Netanyahu himself ordered the killing last week of the Hamas military chief, Ahmed al-Jaabari, to provoke a confrontation. He wanted a boost in the polls before heading into the election in January. So he launched a military operation in order to make himself look strong. I suspect Israel's leaders were surprised and deterred by the scale of militant resistance.
Many Palestinians believe the more expensive they make the occupation, the sooner it will end.
UN Watch sounds neutral. but:
UN Watch is affiliated with the American Jewish Committee (AJC). In the 1970s, AJC spearheaded the fight to pass anti-boycott legislation to counter the Arab League boycott of Israel. In particular, Japan's defection[8] from the boycott was attributed to AJC persuasion. In 1975, AJC became the first Jewish organization to campaign against the UN's "Zionism is Racism" resolution, a campaign that finally succeeded in 1991. AJC played a leading role in breaking Israel's diplomatic isolation at the UN by helping it gain acceptance in WEOG (West Europe and Others), one of the UN's five regional groups.
I'm not saying they are 100% liars... just that people should know who they are.

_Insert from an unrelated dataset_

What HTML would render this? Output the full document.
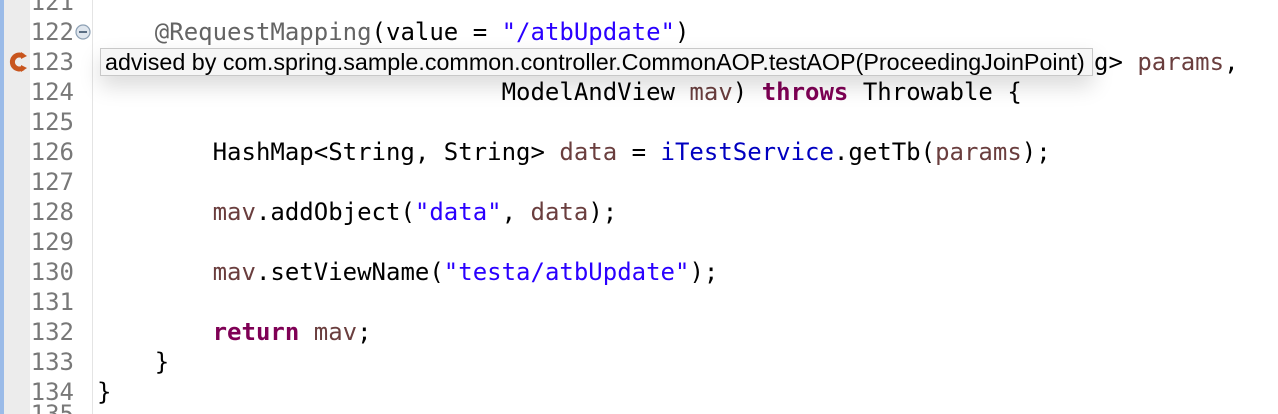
<!DOCTYPE html>
<html><head><style>
html,body{margin:0;padding:0;width:1278px;height:414px;overflow:hidden;background:#fff;position:relative}
.bar{position:absolute;left:0;top:0;width:4px;height:414px;background:#9bbbe8}
.gut{position:absolute;left:4px;top:0;width:26px;height:414px;background:#ececec}
.sep{position:absolute;left:92px;top:0;width:1px;height:414px;background:#e4e4e4}
.ln{position:absolute;left:30px;width:44px;text-align:right;font:24px/30px "DejaVu Sans Mono",monospace;color:#787878}
.c{position:absolute;left:97px;white-space:pre;font:24px/30px "DejaVu Sans Mono",monospace;color:#000}
.k{color:#7f0055;font-weight:bold}.s{color:#2a00ff}.v{color:#6a3e3e}.a{color:#646464}.f{color:#0000c0}
.tip{position:absolute;left:100px;top:48px;width:993px;height:28px;background:#f6f6f6;border:1px solid #c8c8c8;font:23.3px/27px "Liberation Sans",sans-serif;color:#000;padding-left:4px;box-sizing:border-box;box-shadow:0 10px 22px rgba(0,0,0,0.15);white-space:nowrap;overflow:hidden}
</style></head><body>
<div class="bar"></div><div class="gut"></div><div class="sep"></div>
<div class="ln" style="top:-13px">121</div>
<div class="ln" style="top:17px">122</div>
<div class="ln" style="top:47px">123</div>
<div class="ln" style="top:77px">124</div>
<div class="ln" style="top:107px">125</div>
<div class="ln" style="top:137px">126</div>
<div class="ln" style="top:167px">127</div>
<div class="ln" style="top:197px">128</div>
<div class="ln" style="top:227px">129</div>
<div class="ln" style="top:257px">130</div>
<div class="ln" style="top:287px">131</div>
<div class="ln" style="top:317px">132</div>
<div class="ln" style="top:347px">133</div>
<div class="ln" style="top:377px">134</div>
<div class="ln" style="top:404px;line-height:20px;height:10px;overflow:hidden">135</div>
<svg style="position:absolute;left:74px;top:23px" width="18" height="18"><circle cx="9" cy="9" r="7" fill="#dfe6ee" stroke="#8da0b4" stroke-width="1.2"/><rect x="5" y="8" width="8" height="2" fill="#5a6e84"/></svg>
<svg style="position:absolute;left:8px;top:50px" width="20" height="24"><path d="M15 6 A7 7 0 1 0 15 18" fill="none" stroke="#c8551e" stroke-width="5"/><path d="M13 2 l6 4 -6 3z M13 15 l6 3 -6 4z" fill="#c8551e"/></svg>
<div class="c" style="top:17px">    <span class="a">@RequestMapping</span>(value = <span class="s">"/atbUpdate"</span>)</div>
<div class="c" style="top:47px;left:1094px">g&gt; <span class="v">params</span>,</div>
<div class="c" style="top:77px">                            ModelAndView <span class="v">mav</span>) <span class="k">throws</span> Throwable {</div>
<div class="c" style="top:137px">        HashMap&lt;String, String&gt; <span class="v">data</span> = <span class="f">iTestService</span>.getTb(<span class="v">params</span>);</div>
<div class="c" style="top:197px">        <span class="v">mav</span>.addObject(<span class="s">"data"</span>, <span class="v">data</span>);</div>
<div class="c" style="top:257px">        <span class="v">mav</span>.setViewName(<span class="s">"testa/atbUpdate"</span>);</div>
<div class="c" style="top:317px">        <span class="k">return</span> <span class="v">mav</span>;</div>
<div class="c" style="top:347px">    }</div>
<div class="c" style="top:377px">}</div>
<div class="tip">advised by com.spring.sample.common.controller.CommonAOP.testAOP(ProceedingJoinPoint)</div>
</body></html>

And if they are deceptive about who they are, how reliable is their information?
Mission & History - UN Watch
Headed by Ambassador Alfred H. Moses (Chair), former US Ambassador to Romania and Presidential Emissary for the Cyprus Conflict, UN Watch is governed by an international board whose members include: Per Ahlmark (European Co-Chair), former Deputy Prime Minister of Sweden; Professor Irwin Cotler, international human rights advocate and former Minister of Justice and Attorney-General of Canada; David A. Harris (Co-Chair), AJC Executive Director; Ambassador Max Jakobson, former Permanent Representative of Finland to the UN in New York; and Ruth Wedgwood, professor of international law and diplomacy at Johns Hopkins University.
Founder: Morris B. Abram - UN Watch
Morris B. Abram
Founding Chairman, UN Watch
1918-2000
Morris B. Abram became the founding Chairman of UN Watch immediately following his term, 1989-1993, as US Permanent Representative to the UN in Geneva.

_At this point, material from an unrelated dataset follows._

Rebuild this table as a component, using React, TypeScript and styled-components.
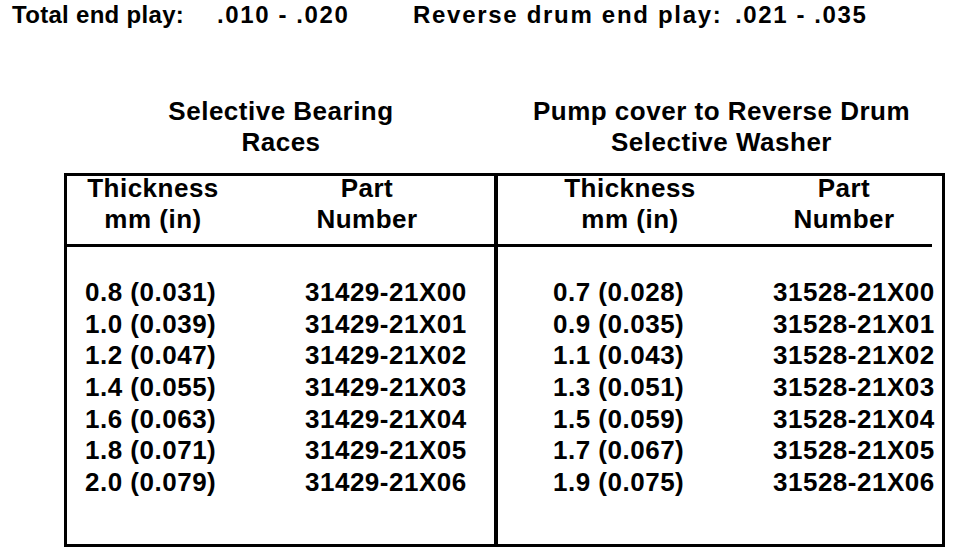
import React from "react";
import styled, { createGlobalStyle } from "styled-components";

const GlobalStyle = createGlobalStyle`
  html, body {
    margin: 0;
    padding: 0;
    background: #ffffff;
  }
  body {
    font-family: "Liberation Sans", Arial, Helvetica, sans-serif;
    color: #000000;
  }
`;

const Page = styled.div`
  width: 960px;
  height: 556px;
  overflow: hidden;
  background: #ffffff;
  font-weight: 700;
  white-space: nowrap;
`;

const EndPlayBar = styled.div`
  display: grid;
  grid-template-columns: 205px 196px 322px auto;
  padding-left: 12px;
  font-size: 24px;
  line-height: 30px;
`;

const EndLabel = styled.span<{ $ls: number }>`
  letter-spacing: ${(p) => p.$ls}px;
`;

const EndValue = styled.span`
  letter-spacing: 1.6px;
`;

const TitleRow = styled.div`
  display: grid;
  grid-template-columns: 434px 447px;
  margin: 66px 0 0 64px;
`;

const Title = styled.div`
  text-align: center;
  font-size: 26px;
  line-height: 31px;
  letter-spacing: 0.5px;
`;

const TableBox = styled.div`
  box-sizing: border-box;
  display: grid;
  grid-template-columns: 431px 444px;
  width: 881px;
  height: 374px;
  margin: 15px 0 0 64px;
  border: 3px solid #000000;
`;

const Panel = styled.section<{ $divider?: boolean }>`
  display: flex;
  flex-direction: column;
  border-right: ${(p) => (p.$divider ? "4px solid #000000" : "none")};
`;

const PanelHeader = styled.div<{ $pad: number; $trim: number }>`
  box-sizing: border-box;
  display: grid;
  grid-template-columns: 136px 146px;
  column-gap: 73px;
  align-content: start;
  height: 71px;
  padding-left: ${(p) => p.$pad}px;
  margin-right: ${(p) => p.$trim}px;
  border-bottom: 3px solid #000000;
`;

const HeaderCell = styled.div`
  display: flex;
  flex-direction: column;
  align-items: center;
  margin-top: -3px;
  font-size: 26px;
  line-height: 31px;
  letter-spacing: 0.5px;
`;

const HeaderLine = styled.span``;

const PanelBody = styled.div<{ $pad: number }>`
  display: grid;
  grid-template-columns: 220px auto;
  grid-auto-rows: 31.7px;
  padding: 30px 0 0 ${(p) => p.$pad}px;
  font-size: 26px;
  line-height: 31.7px;
  letter-spacing: 0.5px;
`;

const DataCell = styled.div``;

type Row = [string, string];

const bearingRows: Row[] = [
  ["0.8 (0.031)", "31429-21X00"],
  ["1.0 (0.039)", "31429-21X01"],
  ["1.2 (0.047)", "31429-21X02"],
  ["1.4 (0.055)", "31429-21X03"],
  ["1.6 (0.063)", "31429-21X04"],
  ["1.8 (0.071)", "31429-21X05"],
  ["2.0 (0.079)", "31429-21X06"],
];

const washerRows: Row[] = [
  ["0.7 (0.028)", "31528-21X00"],
  ["0.9 (0.035)", "31528-21X01"],
  ["1.1 (0.043)", "31528-21X02"],
  ["1.3 (0.051)", "31528-21X03"],
  ["1.5 (0.059)", "31528-21X04"],
  ["1.7 (0.067)", "31528-21X05"],
  ["1.9 (0.075)", "31528-21X06"],
];

function TablePanel({
  rows,
  headPad,
  bodyPad,
  trim,
  divider,
}: {
  rows: Row[];
  headPad: number;
  bodyPad: number;
  trim: number;
  divider?: boolean;
}) {
  return (
    <Panel $divider={divider}>
      <PanelHeader $pad={headPad} $trim={trim}>
        <HeaderCell>
          <HeaderLine>Thickness</HeaderLine>
          <HeaderLine>mm (in)</HeaderLine>
        </HeaderCell>
        <HeaderCell>
          <HeaderLine>Part</HeaderLine>
          <HeaderLine>Number</HeaderLine>
        </HeaderCell>
      </PanelHeader>
      <PanelBody $pad={bodyPad}>
        {rows.map(([t, p]) => (
          <React.Fragment key={p}>
            <DataCell>{t}</DataCell>
            <DataCell>{p}</DataCell>
          </React.Fragment>
        ))}
      </PanelBody>
    </Panel>
  );
}

export default function App() {
  return (
    <>
      <GlobalStyle />
      <Page>
        <EndPlayBar>
          <EndLabel $ls={0.3}>Total end play:</EndLabel>
          <EndValue>.010 - .020</EndValue>
          <EndLabel $ls={1.7}>Reverse drum end play:</EndLabel>
          <EndValue>.021 - .035</EndValue>
        </EndPlayBar>
        <TitleRow>
          <Title>
            Selective Bearing
            <br />
            Races
          </Title>
          <Title>
            Pump cover to Reverse Drum
            <br />
            Selective Washer
          </Title>
        </TitleRow>
        <TableBox>
          <TablePanel rows={bearingRows} headPad={18} bodyPad={18} trim={0} divider />
          <TablePanel rows={washerRows} headPad={64} bodyPad={55} trim={10} />
        </TableBox>
      </Page>
    </>
  );
}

Ambassador Abram served five American Presidents -- John F. Kennedy, as General Counsel of the Peace Corps and as U.S. Representative to the UN Subcommission for the Prevention of Discrimination and the Protection of Minorities; Lyndon B. Johnson, as US Representative to the UN Commission on Human Rights and as Co-Chairman of the Planning Session of the 1965 White House Conference on Civil Rights; Jimmy Carter, as Chairman of the President's Commission for the Study of the Ethical Problems of Medicine; Ronald Reagan, as Vice-Chairman of the US Commission on Civil Rights; and George Bush, as US Permanent Representative to the UN in Geneva.
A native of Georgia, Ambassador Abram was educated at the University of Georgia, the Law School of the University of Chicago, and as a Rhodes Scholar at Oxford University.

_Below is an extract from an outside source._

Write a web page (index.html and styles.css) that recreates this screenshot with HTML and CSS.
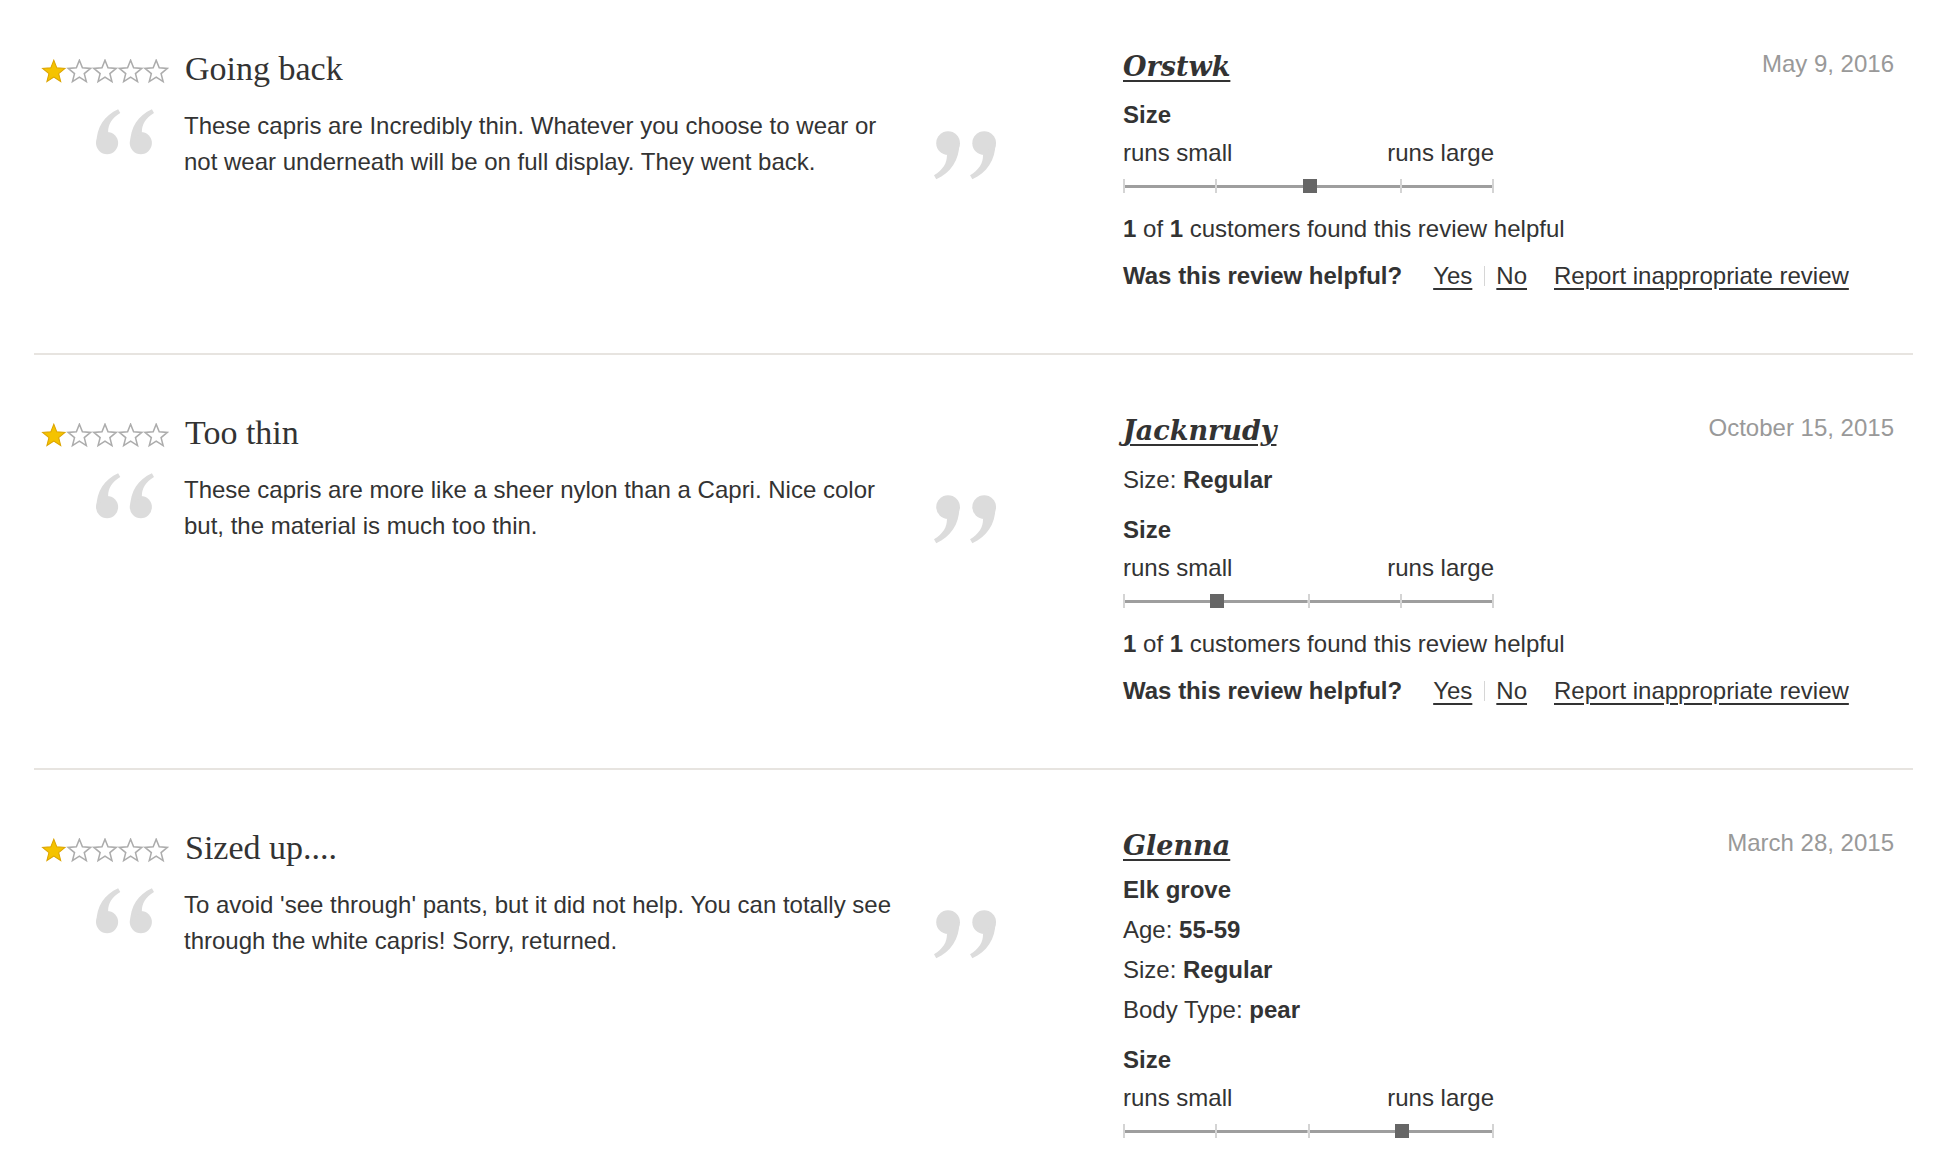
FILE: index.html
```html
<!DOCTYPE html>
<html lang="en">
<head>
<meta charset="utf-8">
<title>Reviews</title>
<link rel="stylesheet" href="styles.css">
</head>
<body>
<svg class="defs" width="0" height="0" aria-hidden="true">
  <defs>
    <polygon id="star" points="12.5,1 15.44,8.45 23.44,8.95 17.26,14.05 19.26,21.8 12.5,17.5 5.74,21.8 7.74,14.05 1.56,8.95 9.56,8.45"/>
    <g id="qmark">
      <circle cx="10.5" cy="32" r="10.5"/>
      <path d="M0.5 32 C0.5 17 8 6 21 0 L23 3.5 C15 8.5 11.5 14 11.5 21.5 Z"/>
    </g>
    <g id="quote">
      <use href="#qmark"/>
      <use href="#qmark" transform="translate(32 0)"/>
    </g>
    <g id="stars1">
      <use href="#star" class="full"/>
      <use href="#star" class="empty" transform="translate(25 0)"/>
      <use href="#star" class="empty" transform="translate(50 0)"/>
      <use href="#star" class="empty" transform="translate(75 0)"/>
      <use href="#star" class="empty" transform="translate(100 0)"/>
    </g>
  </defs>
</svg>

<main class="reviews">
  <article class="review">
    <div class="left">
      <div class="head">
        <svg class="stars" viewBox="0 0 125 24"><use href="#stars1"/></svg>
        <h3 class="title">Going back</h3>
      </div>
      <div class="quote">
        <svg class="q-open" viewBox="0 0 55 43"><use href="#quote"/></svg>
        <p class="text">These capris are Incredibly thin. Whatever you choose to wear or not wear underneath will be on full display. They went back.</p>
        <svg class="q-close" viewBox="0 0 55 43"><use href="#quote" transform="rotate(180 27.5 21.5)"/></svg>
      </div>
    </div>
    <div class="right">
      <div class="rhead"><a class="user" href="#">Orstwk</a><span class="date">May 9, 2016</span></div>
      <div class="fit">
        <div class="fit-label">Size</div>
        <div class="fit-range"><span>runs small</span><span>runs large</span></div>
        <div class="slider"><span class="seg"></span><span class="seg"></span><span class="seg"></span><span class="seg"></span><span class="mark" style="left:50%"></span></div>
      </div>
      <p class="count"><b>1</b> of <b>1</b> customers found this review helpful</p>
      <div class="vote"><b>Was this review helpful?</b><a class="yes" href="#">Yes</a><span class="pipe"></span><a class="no" href="#">No</a><a class="report" href="#">Report inappropriate review</a></div>
    </div>
  </article>

  <article class="review">
    <div class="left">
      <div class="head">
        <svg class="stars" viewBox="0 0 125 24"><use href="#stars1"/></svg>
        <h3 class="title">Too thin</h3>
      </div>
      <div class="quote">
        <svg class="q-open" viewBox="0 0 55 43"><use href="#quote"/></svg>
        <p class="text">These capris are more like a sheer nylon than a Capri. Nice color but, the material is much too thin.</p>
        <svg class="q-close" viewBox="0 0 55 43"><use href="#quote" transform="rotate(180 27.5 21.5)"/></svg>
      </div>
    </div>
    <div class="right">
      <div class="rhead"><a class="user" href="#">Jacknrudy</a><span class="date">October 15, 2015</span></div>
      <div class="attrs">
        <div class="attr">Size: <b>Regular</b></div>
      </div>
      <div class="fit">
        <div class="fit-label">Size</div>
        <div class="fit-range"><span>runs small</span><span>runs large</span></div>
        <div class="slider"><span class="seg"></span><span class="seg"></span><span class="seg"></span><span class="seg"></span><span class="mark" style="left:25%"></span></div>
      </div>
      <p class="count"><b>1</b> of <b>1</b> customers found this review helpful</p>
      <div class="vote"><b>Was this review helpful?</b><a class="yes" href="#">Yes</a><span class="pipe"></span><a class="no" href="#">No</a><a class="report" href="#">Report inappropriate review</a></div>
    </div>
  </article>

  <article class="review">
    <div class="left">
      <div class="head">
        <svg class="stars" viewBox="0 0 125 24"><use href="#stars1"/></svg>
        <h3 class="title">Sized up....</h3>
      </div>
      <div class="quote">
        <svg class="q-open" viewBox="0 0 55 43"><use href="#quote"/></svg>
        <p class="text">To avoid 'see through' pants, but it did not help. You can totally see through the white capris! Sorry, returned.</p>
        <svg class="q-close" viewBox="0 0 55 43"><use href="#quote" transform="rotate(180 27.5 21.5)"/></svg>
      </div>
    </div>
    <div class="right">
      <div class="rhead"><a class="user" href="#">Glenna</a><span class="date">March 28, 2015</span></div>
      <div class="attrs">
        <div class="attr loc"><b>Elk grove</b></div>
        <div class="attr">Age: <b>55-59</b></div>
        <div class="attr">Size: <b>Regular</b></div>
        <div class="attr">Body Type: <b>pear</b></div>
      </div>
      <div class="fit">
        <div class="fit-label">Size</div>
        <div class="fit-range"><span>runs small</span><span>runs large</span></div>
        <div class="slider"><span class="seg"></span><span class="seg"></span><span class="seg"></span><span class="seg"></span><span class="mark" style="left:75%"></span></div>
      </div>
    </div>
  </article>
</main>
</body>
</html>
```

FILE: styles.css
```css
html, body {
  margin: 0;
  padding: 0;
  background: #fff;
}

body {
  font-family: "Liberation Sans", Arial, sans-serif;
  font-size: 24px;
  color: #333;
}

.defs {
  position: absolute;
  width: 0;
  height: 0;
  overflow: hidden;
}

.full {
  fill: #f5c300;
  stroke: #dca400;
  stroke-width: 1;
}

.empty {
  fill: #fff;
  stroke: #acacac;
  stroke-width: 1.5;
}

.reviews {
  margin-left: 34px;
  width: 1879px;
}

.review {
  display: grid;
  grid-template-columns: 1082px 1fr;
  padding: 58px 19px 59px 7px;
  border-bottom: 2px solid #e7e4e0;
}

.review:first-child {
  padding-top: 49px;
}

/* left column */
.head {
  display: flex;
  align-items: center;
  gap: 16px;
  height: 40px;
}

.stars {
  width: 128px;
  height: 25px;
  margin-top: 5px;
  flex: none;
}

.title {
  margin: 0;
  font-family: "Liberation Serif", Georgia, serif;
  font-weight: normal;
  font-size: 34px;
  line-height: 40px;
  color: #333;
}

.quote {
  display: grid;
  grid-template-columns: 58px 720px 62px;
  column-gap: 30px;
  padding-left: 55px;
  margin-top: 19px;
  align-items: start;
}

.q-open {
  width: 58px;
  height: 46px;
  margin-top: 1px;
  fill: #dcdcdc;
}

.q-close {
  width: 62px;
  height: 50px;
  margin-top: 22px;
  fill: #dcdcdc;
}

.text {
  margin: 0;
  line-height: 36px;
}

/* right column */
.rhead {
  display: flex;
  justify-content: space-between;
  align-items: flex-start;
  height: 36px;
}

.user {
  font-family: "DejaVu Serif", Georgia, serif;
  font-style: italic;
  font-weight: bold;
  font-size: 27px;
  line-height: 36px;
  color: #333;
  text-decoration: underline;
  text-decoration-thickness: 2px;
  text-underline-offset: 4px;
}

.date {
  color: #999;
  line-height: 36px;
  margin-top: -3px;
}

.attrs {
  margin-top: 11px;
  line-height: 40px;
}

.attr.loc {
  margin-top: -5px;
}

.fit {
  margin-top: 12px;
  width: 371px;
}

.fit-label {
  font-weight: bold;
  line-height: 36px;
}

.fit-range {
  display: flex;
  justify-content: space-between;
  line-height: 36px;
  margin-top: 2px;
}

.slider {
  position: relative;
  display: flex;
  height: 14px;
  margin-top: 8px;
}

.seg {
  flex: 1;
  border-left: 2px solid #d4d4d4;
  background: linear-gradient(#9e9e9e, #9e9e9e) center / 100% 3px no-repeat;
}

.seg:nth-child(4) {
  border-right: 2px solid #d4d4d4;
}

.mark {
  position: absolute;
  top: 0;
  width: 14px;
  height: 14px;
  margin-left: -6px;
  background: #666;
}

.count {
  margin: 18px 0 0;
  line-height: 36px;
}

.vote {
  display: flex;
  align-items: center;
  margin-top: 11px;
  line-height: 36px;
}

.vote a {
  color: #333;
  text-decoration: underline;
  text-decoration-thickness: 2px;
  text-underline-offset: 4px;
}

.yes {
  margin-left: 31px;
}

.pipe {
  width: 1px;
  height: 20px;
  background: #d6d6d6;
  margin-left: 12px;
}

.no {
  margin-left: 11px;
}

.report {
  margin-left: 27px;
}
```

As a young lawyer, he served on the staff of Justice Jackson at the Nuremberg Trials. Returning to Atlanta he practiced law and after a 14 year legal battle prevailed in establishing the "one man; one vote" principle of American Constitutional Law.
Throughout his life he was active in Education, Civil Rights and International Human Rights, and served as the Chairman of the United Negro College Fund, President of Brandeis University, and on the Boards of Sarah Lawrence and Morehouse Colleges and the Institute of International Education.
He was involved in community affairs as President of the American Jewish Committee (1963-1968); Chairman of the National Conference of Soviet Jewry (1983-1988); and Chairman of the Conference of Presidents of Major American Jewish Organizations (1986-1989).
Honorary degrees were bestowed upon him by Davidson College, Emory University, Yeshiva University and Hebrew Union College.